4. Endowment changes require explicit DAO approval
The Foundation may coordinate with the Endowment Manager and publish recommendations.
- But manager changes, mandate changes, major asset movements, ENS-token policy, or material Endowment restructuring should require explicit DAO approval.
5. Grants can be administered by the Foundation, but only under DAO-approved rules
A Foundation grants program can work.
But it needs:
- public eligibility criteria
- transparent review process
- conflict-of-interest rules before launch, not after
- recipient commitment to the ENS Constitution
- quarterly reporting
- appeal/review process
- clear categories for ENS-critical work vs broader public goods
6. Hard conflict-of-interest rules before approval
The conflict policy should not be deferred until after the structure is approved.
It should be part of the proposal.
Especially for:
- ENS Labs funding
- director compensation
- grant applicants connected to directors
- venture investments
- affiliated organizations
- legal/vendor relationships
- Endowment-related counterparties
7. Separate constitutional vote if treasury sovereignty is moving
If the intent is to move effective treasury control from the DAO to the Foundation, then say that directly.
- Do not frame it as operational reform.
- Make it a constitutional question.
- Give tokenholders a clean vote on that question.
My position
I support strengthening the ENS Foundation.
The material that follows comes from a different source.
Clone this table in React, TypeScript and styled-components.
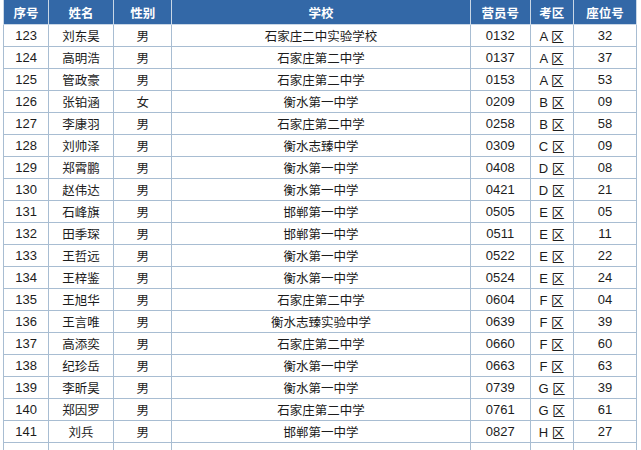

- I support professionalizing legal, policy, standards, and coordination work.
- I support improving grants and accountability.
- I support better long-term planning.
But I do not support transferring treasury custody/control away from the onchain DAO through a broad governance restructuring.
- The DAO should not become only a protocol-upgrade electorate and director-removal backstop.
- The DAO governs the ENS protocol and treasury.
That is the constitutional settlement we signed onto.
- The Foundation can be empowered as executor, coordinator, and legal/policy steward.
- But the DAO must remain the constitutional principal over the treasury.
Name ownership shall not be infringed.
- Fees should remain an incentive mechanism.
- Treasury income should be allocated as ENS governance sees fit.
- Global namespace integration should not sacrifice decentralization.
And any material change to that constitutional settlement should be handled as a constitutional-level vote, not bundled into a general operational reform.